I am trying to tag letters in long char-sequences. The inherent structure of the data requires me to use a bidirectional approach.
Furthermore based on this idea I need access to the hidden state at each timestep, not just the final one.
To try the idea I used a fixed length approach. I currently use batches of random pieces of say 60 characters each out of my much longer sequences and run my handmade bidirectional classifier with zero_state
being the initial_state
for each 60-letters-piece.
This worked fine, but obviously not perfectly, as in reality the sequences are longer and the information left and right from the piece I randomly cut from the original source is lost.
Now in order to advance I want to work with the entire sequences. They heavily vary in length though and there is no way I'll fit the entire sequences (batched furthermore) onto the GPU.
I found the swap_memory - parameter in the dynamic_rnn documentation. Would that help?

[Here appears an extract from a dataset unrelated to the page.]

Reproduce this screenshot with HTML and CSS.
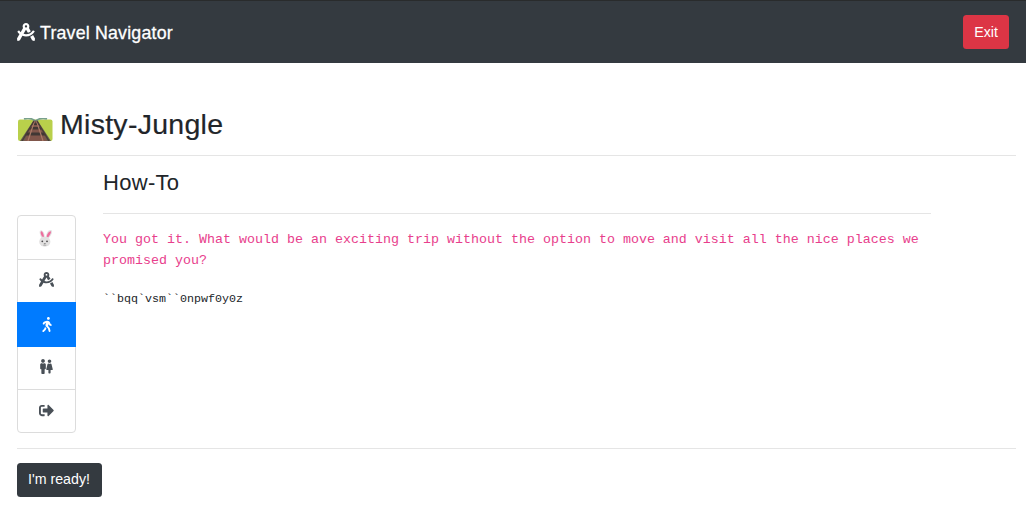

I didn't find any further documentation that helped me understand. And I cannot really try this out myself easily because I need access to the hidden states at each timestep thus I coded the current graph without using any of the higher level wrappers (such as dynamic_rnn). Trying this out would require me to get all the intermediate states out of the wrapper which as I understand is a lot of work to implement.
Before going through the hassle of trying this out I would love to be sure that this would indeed solve my memory issue. Thx for any hints!